Não se pode viver de prazeres distantes e salas de cinema perdidas.

Mas não há problema em matar saudades de um passado permanentemente revisitado no tesouro das memórias.

O que são saudades, senão uma clara tentativa de tentar conservar aquilo que era bom no passado?

E do passado, lembrei-me daquela mítica era dourada da grande tela. E do belo e inesquecível cinema “Águia”.

Comprei cassetes de vídeo e DVDs de filmes indianos, japoneses, franceses, italianos, chineses, portugueses, ingleses, brasileiros, americanos, coreanos e africanos, já em Portugal. Não posso vê-los todos agora. Não há tanto tempo disponível e o que há tem que ser repartido.

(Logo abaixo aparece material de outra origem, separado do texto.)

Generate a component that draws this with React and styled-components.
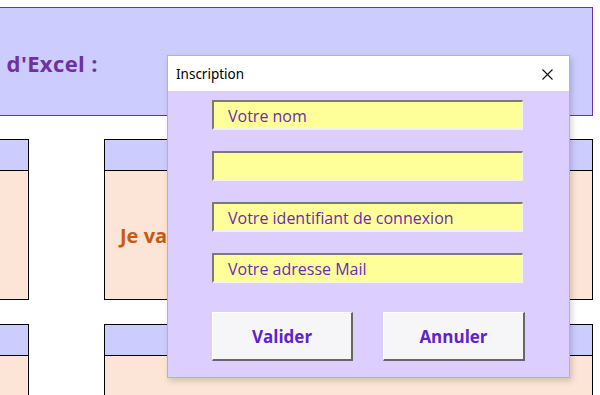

Mas sou efectivamente um sentimental e guardo-os no meio das minhas humildes relíquias e tesouros da infância como lembrança dos meus dias mais puros, belos e felizes.

Lembro-me bem de como caminhava feliz sozinho de volta para casa, depois de mais uma sessão, e de como ao longo do percurso de centro da cidade para os arredores, junto ao bairro Torrone Velho, caminhava silencioso e iluminado pelo luar, sonhava, depois da matiné da tarde. Viajava pelo mundo! Viajava!